** BEGIN **

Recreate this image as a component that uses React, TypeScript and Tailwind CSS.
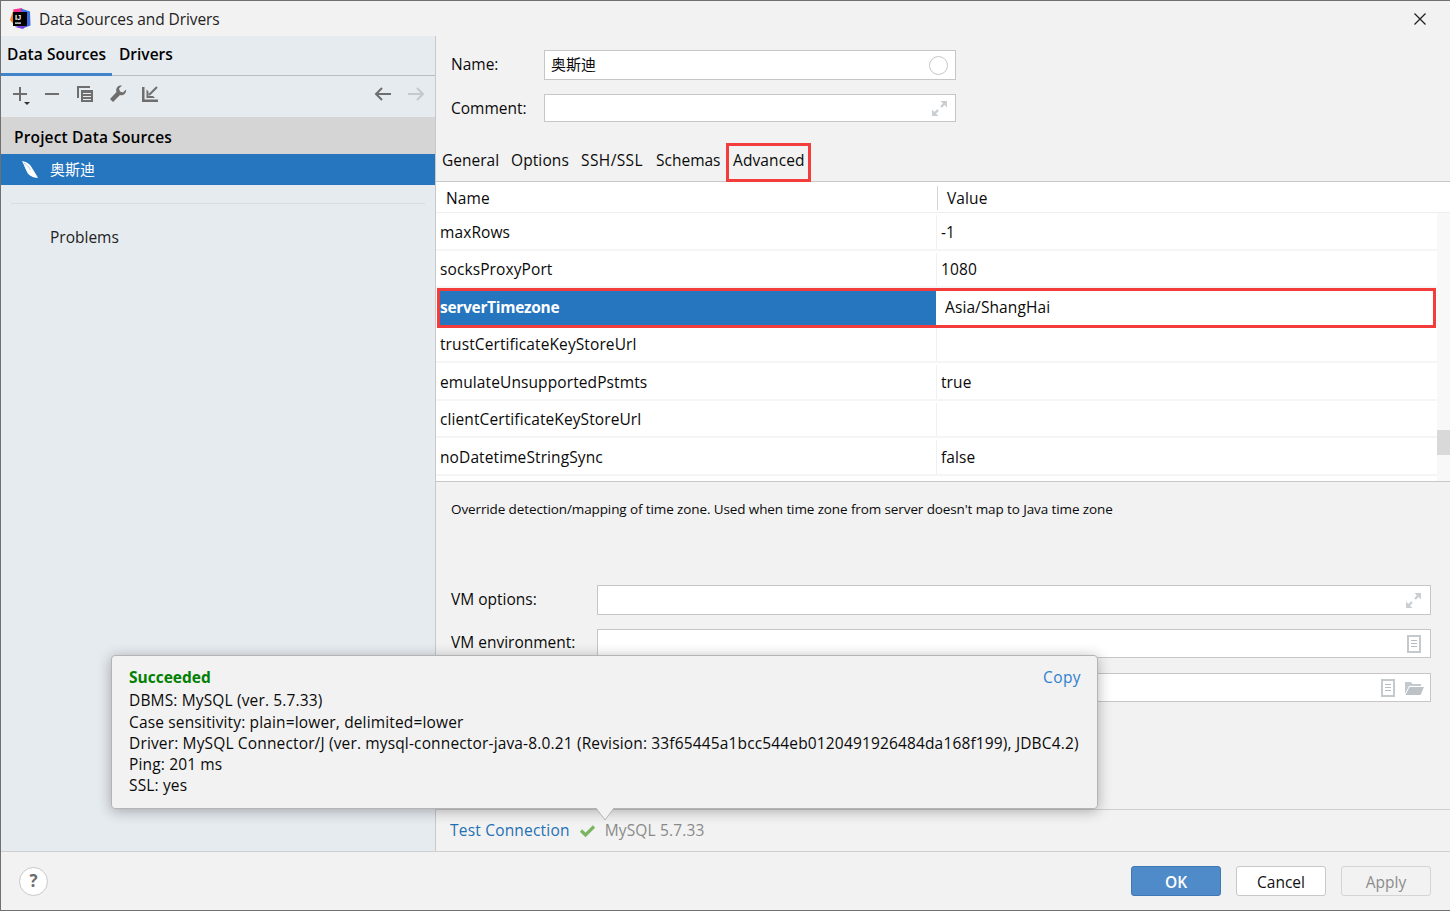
import React from "react";

const rows = [
  ["maxRows", "-1"],
  ["socksProxyPort", "1080"],
  ["serverTimezone", "Asia/ShangHai"],
  ["trustCertificateKeyStoreUrl", ""],
  ["emulateUnsupportedPstmts", "true"],
  ["clientCertificateKeyStoreUrl", ""],
  ["noDatetimeStringSync", "false"],
];

const Expand = () => (
  <svg width="17" height="17" viewBox="0 0 16 16" fill="#c9ced2">
    <path d="M9 1h6v6l-2.200-2.200-2.600 2.600-1.600-1.600 2.600-2.600z" />
    <path d="M1 15V9l2.200 2.200 2.600-2.600 1.600 1.600-2.600 2.600L7 15z" />
  </svg>
);
const Doc = () => (
  <svg width="14" height="18" viewBox="0 0 14 18">
    <rect x="1" y="1" width="12" height="16" fill="#fff" stroke="#c3c9cd" strokeWidth="2" />
    <path d="M4 5.500h6M4 8.500h6M4 11.500h6" stroke="#b5bbbf" strokeWidth="1.200" />
  </svg>
);
const Folder = () => (
  <svg width="20" height="16" viewBox="0 0 20 16">
    <path d="M1 2h6l1.500 2H17v2H5L1 14z" fill="#c3c9cd" />
    <path d="M5.500 7H20l-3.500 8H1.500z" fill="#bcc2c6" />
  </svg>
);

function Field({ w, h = "h-[30px]", pr = "pr-[7px]", children, icon }: { w: string; h?: string; pr?: string; children?: React.ReactNode; icon?: React.ReactNode }) {
  return (
    <div className={`${w} ${h} ${pr} bg-white border border-[#c6c6c6] flex items-center justify-between pl-[6px]`}>
      <span className="pb-[2px]">{children}</span>
      <span className="flex items-center gap-[9px]">{icon}</span>
    </div>
  );
}

export default function App() {
  return (
    <div className="relative w-[1450px] h-[911px] overflow-hidden bg-[#f2f2f2] text-[15.500px] leading-[20px] text-[#0a0a0a] border border-[#707070] border-r-0 [font-family:'Open_Sans','Noto_Sans_CJK_SC',sans-serif] flex flex-col">
      {/* Title bar */}
      <div className="h-[35px] shrink-0 flex items-center pl-[9px] bg-[#f2f2f2]">
        <svg width="21" height="21" viewBox="0 0 21 21">
          <path d="M3 1.500l9-1.500 2 6-9 5z" fill="#ff318c" />
          <path d="M0 12l3-9 6 8-3 8z" fill="#fc801d" />
          <path d="M11 0.500l9 3 .5 14-8 3z" fill="#3b6fe0" />
          <path d="M5 19l8 2 6-7z" fill="#7b3fe4" />
          <rect x="3" y="4" width="14" height="14" fill="#000" />
          <text x="5" y="11.500" fontSize="7.500" fontWeight="700" fill="#fff" fontFamily="Liberation Sans">IJ</text>
          <rect x="5" y="14.500" width="6" height="1.200" fill="#fff" />
        </svg>
        <span className="ml-[8px] text-[#222] tracking-[-0.08px]">Data Sources and Drivers</span>
        <svg className="ml-auto mr-[24px]" width="12" height="12" viewBox="0 0 12 12" stroke="#222" strokeWidth="1.300">
          <path d="M.5.5l11 11M11.500.5l-11 11" />
        </svg>
      </div>

      <div className="flex-1 flex min-h-0">
        {/* Sidebar */}
        <aside className="w-[435px] shrink-0 bg-[#e6ebf0] border-r border-[#c8c8c8] flex flex-col">
          <div className="h-[40px] shrink-0 flex border-b border-[#bcbcbc] font-semibold items-stretch">
            <div className="w-[111px] pl-[6px] pt-[8px] -mb-px border-b-[3px] border-[#4083c9] text-black tracking-[0.08px]">Data Sources</div>
            <div className="pl-[7px] pt-[8px] text-black">Drivers</div>
          </div>
          <div className="h-[41px] shrink-0 flex items-center pl-[12px] pr-[10px] pb-[5px]">
            <svg width="18" height="16" viewBox="0 0 18 16" className="overflow-visible">
              <path d="M0 8h14M7 1v14" stroke="#6e6e6e" strokeWidth="2" />
              <path d="M11 16h6l-3 3z" fill="#333" />
            </svg>
            <svg width="14" height="16" viewBox="0 0 14 16" className="ml-[14px]"><path d="M0 8h14" stroke="#6e6e6e" strokeWidth="2" /></svg>
            <svg width="16" height="16" viewBox="0 0 16 16" className="ml-[18px]">
              <path d="M0 0h13v2H2v10H0z" fill="#6e6e6e" />
              <path d="M4 4h12v12H4z" fill="#6e6e6e" />
              <path d="M6 7.500h8M6 10.500h8M6 13.500h8" stroke="#e6ebf0" strokeWidth="1" />
            </svg>
            <svg width="18" height="18" viewBox="0 0 18 18" className="ml-[16px]">
              <path d="M17 4.500l-3 3-3-1-1-3 3-3c-3-.6-6 1.500-5.800 5 0 .6.100 1 .3 1.500L1 14l3 3 7-7c3.500 1.300 6.800-2 6-5.500z" fill="#6e6e6e" />
            </svg>
            <svg width="16" height="16" viewBox="0 0 16 16" className="ml-[15px]">
              <path d="M0 1h2.500v12.500H16V16H0z" fill="#6e6e6e" />
              <path d="M15 1L7 9" stroke="#6e6e6e" strokeWidth="2" />
              <path d="M4.500 3.500v8.500h8.500l-2-2H6.500V5.500z" fill="#6e6e6e" />
            </svg>
            <svg className="ml-auto" width="18" height="14" viewBox="0 0 18 14" fill="none" stroke="#6e6e6e" strokeWidth="2">
              <path d="M17 7H2M8 1L2 7l6 6" />
            </svg>
            <svg width="18" height="14" viewBox="0 0 18 14" fill="none" stroke="#c5c9cd" strokeWidth="2" className="ml-[15px]">
              <path d="M1 7h15M10 1l6 6-6 6" />
            </svg>
          </div>
          <div className="h-[37px] shrink-0 bg-[#d5d5d5] flex items-center pl-[13px] pt-[2px] font-semibold text-black tracking-[0.15px]">Project Data Sources</div>
          <div className="h-[31px] shrink-0 bg-[#2675bf] flex items-center text-white">
            <svg width="18" height="19" viewBox="0 0 18 19" className="ml-[20px]">
              <path d="M1 1c5 1 8 3 10 7 2 3 4 6 6 10-5-.5-9-2-11-6C4 8 3 5 1 1z" fill="#fff" />
              <path d="M3 3c3 2 5 4 6.500 7" stroke="#a9d4f2" strokeWidth="1" fill="none" />
            </svg>
            <span className="ml-[11px] pb-[2px] text-[15px]">奥斯迪</span>
          </div>
          <div className="mt-[18px] mx-[10px] border-t border-[#d8dde1]" />
          <div className="ml-[49px] mt-[23px] text-[#222]">Problems</div>
        </aside>

        {/* Main */}
        <main className="flex-1 min-w-0 flex flex-col bg-[#f2f2f2]">
          <div className="flex items-center pt-[14px] pl-[15px] h-[44px]">
            <span className="w-[93px] pb-[2px]">Name:</span>
            <Field w="w-[412px]" icon={<span className="block w-[19px] h-[19px] rounded-full border border-[#c4c8cc] bg-white" />}><span className="text-[15px]">奥斯迪</span></Field>
          </div>
          <div className="flex items-center mt-[14px] pl-[15px] h-[28px]">
            <span className="w-[93px]">Comment:</span>
            <Field w="w-[412px]" h="h-[28px]" icon={<Expand />} />
          </div>
          <div className="flex items-end h-[60px] shrink-0 pl-[6px] border-b border-[#c8c8c8] whitespace-nowrap">
            <span className="w-[69px] pb-[11px]">General</span>
            <span className="w-[70px] pb-[11px] tracking-[0.1px]">Options</span>
            <span className="w-[75px] pb-[11px] tracking-[0.4px]">SSH/SSL</span>
            <span className="w-[70px] pb-[11px]">Schemas</span>
            <span className="w-[85px] h-[39px] -mb-px pt-[4px] pl-[4px] border-[3px] border-[#f33c3c] tracking-[0.1px]">Advanced</span>
          </div>

          {/* Table */}
          <div className="relative h-[300px] shrink-0 bg-white border-b border-[#c8c8c8] overflow-hidden tracking-[0.1px]">
            <div className="absolute right-0 top-[31px] bottom-0 w-[13px] bg-[#f8f8f8]" />
            <div className="h-[31px] flex items-center border-b border-[#eeeeee] pt-[1px]">
              <span className="w-[502px] pl-[10px] border-r border-[#d4d4d4] h-[24px] flex items-center">Name</span>
              <span className="pl-[9px]">Value</span>
            </div>
            {rows.map(([n, v]) => {
              const sel = n === "serverTimezone";
              return sel ? (
                <div key={n} className="relative z-10 h-[40px] -mb-[2.500px] ml-[1px] mr-[14px] flex items-stretch border-[3px] border-[#f33c3c] bg-white">
                  <span className="w-[496px] bg-[#2675bf] text-white font-bold flex items-center pb-[2px] tracking-[-0.3px]">{n}</span>
                  <span className="flex items-center pl-[9px] pb-[2px]">{v}</span>
                </div>
              ) : (
                <div key={n} className="relative h-[37.500px] pt-[2px] flex items-center border-b-2 border-[#f5f5f5] mr-[13px] bg-white">
                  <span className="w-[501px] pl-[4px] h-full flex items-center border-r border-[#f0f0f0]">{n}</span>
                  <span className="pl-[4px]">{v}</span>
                </div>
              );
            })}
            <div className="absolute right-0 top-[248px] w-[13px] h-[25px] bg-[#d9d9d9]" />
          </div>

          <div className="pl-[15px] pt-[17px] text-[13.500px] tracking-[-0.11px] h-[103px] shrink-0">
            Override detection/mapping of time zone. Used when time zone from server doesn't map to Java time zone
          </div>

          <div className="flex items-center pl-[15px] h-[30px] shrink-0">
            <span className="w-[146px] pb-[2px]">VM options:</span>
            <Field w="w-[834px]" pr="pr-[8px]" icon={<Expand />} />
          </div>
          <div className="flex items-start pl-[15px] h-[30px] mt-[14px] shrink-0">
            <span className="w-[146px] pt-[3px]">VM environment:</span>
            <Field w="w-[834px]" h="h-[29px]" pr="pr-[9px]" icon={<Doc />} />
          </div>
          <div className="flex items-start pl-[15px] h-[30px] mt-[14px] shrink-0">
            <span className="w-[146px] pt-[3px]">Working directory:</span>
            <Field w="w-[834px]" h="h-[29px]" pr="pr-[6px]" icon={<><Doc /><Folder /></>} />
          </div>

          <div className="flex-1" />
          <div className="h-[42px] shrink-0 border-t border-[#cfcfcf] flex items-center pl-[14px] pb-[2px] bg-[#f2f2f2]">
            <span className="text-[#2470b3] tracking-[0.2px]">Test Connection</span>
            <svg width="17" height="13" viewBox="0 0 17 13" className="ml-[9px] mt-[2px]">
              <path d="M2 6.500l4.500 4.500L15 2.500" fill="none" stroke="#7bb662" strokeWidth="3.200" />
            </svg>
            <span className="ml-[9px] text-[#8a8a8a] tracking-[0.15px]">MySQL 5.7.33</span>
          </div>
        </main>
      </div>

      {/* Bottom bar */}
      <div className="h-[59px] shrink-0 border-t border-[#cfcfcf] flex items-center bg-[#f2f2f2] pr-[19px]">
        <div className="ml-[18px] w-[29px] h-[29px] rounded-full bg-white border border-[#c8c8c8] flex items-center justify-center font-bold text-[17px] text-[#6e6e6e]">?</div>
        <div className="ml-auto w-[90px] h-[30px] rounded-[3px] bg-[#4f8ac9] border border-[#3f78b5] text-white font-semibold flex items-center justify-center pt-[1px]">OK</div>
        <div className="ml-[15px] w-[90px] h-[30px] rounded-[3px] bg-white border border-[#c8c8c8] flex items-center justify-center text-[#111] pt-[1px]">Cancel</div>
        <div className="ml-[15px] w-[90px] h-[30px] rounded-[3px] border border-[#d4d4d4] flex items-center justify-center text-[#8c8c8c] pt-[1px]">Apply</div>
      </div>

      {/* Popup */}
      <div className="absolute left-[110px] top-[654px] w-[987px] h-[154px] bg-[#f2f2f2] border border-[#b4b4b4] rounded-[4px] shadow-[0_2px_14px_rgba(0,0,0,0.3)] pl-[17px] pt-[11px] leading-[21.300px] tracking-[0.15px]">
        <div className="font-bold text-[#008000] tracking-[0px] mb-[2px]">Succeeded</div>
        <div>DBMS: MySQL (ver. 5.7.33)</div>
        <div>Case sensitivity: plain=lower, delimited=lower</div>
        <div>Driver: MySQL Connector/J (ver. mysql-connector-java-8.0.21 (Revision: 33f65445a1bcc544eb0120491926484da168f199), JDBC4.2)</div>
        <div>Ping: 201 ms</div>
        <div>SSL: yes</div>
        <span className="absolute right-[16px] top-[11px] text-[#2f80cf] tracking-[0.4px]">Copy</span>
        <svg className="absolute left-[483px] -bottom-[13px]" width="20" height="13" viewBox="0 0 20 13">
          <path d="M1 0l9 12 9-12" fill="#f2f2f2" stroke="#b4b4b4" />
        </svg>
      </div>
    </div>
  );
}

** END **

-- Your instructions --
Find the word "React" in the data and show each line that holds it.

-- Task result --
Recreate this image as a component that uses React, TypeScript and Tailwind CSS.
import React from "react";
function Field({ w, h = "h-[30px]", pr = "pr-[7px]", children, icon }: { w: string; h?: string; pr?: string; children?: React.ReactNode; icon?: React.ReactNode }) {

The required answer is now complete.